DIRECTIONS FOR THIS TASK: All of the material should be reproduced exactly, with pictures left out.

□ □ □ □

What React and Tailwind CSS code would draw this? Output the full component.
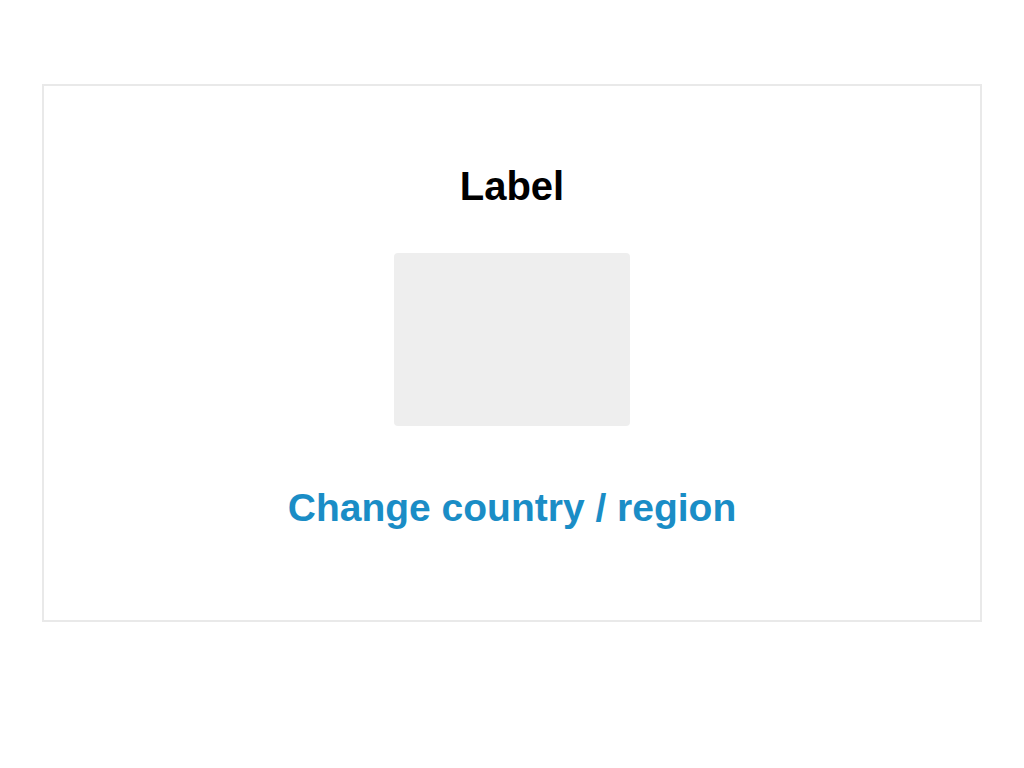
export default function App() {
  return (
    <div className="min-h-[768px] bg-white pt-[84px] font-['Liberation_Sans',Arial,sans-serif]">
      <div className="mx-[42px] flex h-[538px] flex-col items-center border-2 border-[#e9e9e9] pt-[80px]">
        <h2 className="text-[40px] leading-none font-bold text-black">Label</h2>
        <div className="mt-[47px] h-[173px] w-[236px] rounded-[4px] bg-[#eeeeee]" />
        <a href="#" className="mt-[62px] text-[39px] leading-none font-bold text-[#1a8dc6]">
          Change country / region
        </a>
      </div>
    </div>
  )
}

□ □ □ □

SOLUTION BELOW:
What React and Tailwind CSS code would draw this? Output the full component.
export default function App() {
  return (
    <div className="min-h-[768px] bg-white pt-[84px] font-['Liberation_Sans',Arial,sans-serif]">
      <div className="mx-[42px] flex h-[538px] flex-col items-center border-2 border-[#e9e9e9] pt-[80px]">
        <h2 className="text-[40px] leading-none font-bold text-black">Label</h2>
        <div className="mt-[47px] h-[173px] w-[236px] rounded-[4px] bg-[#eeeeee]" />
        <a href="#" className="mt-[62px] text-[39px] leading-none font-bold text-[#1a8dc6]">
          Change country / region
        </a>
      </div>
    </div>
  )
}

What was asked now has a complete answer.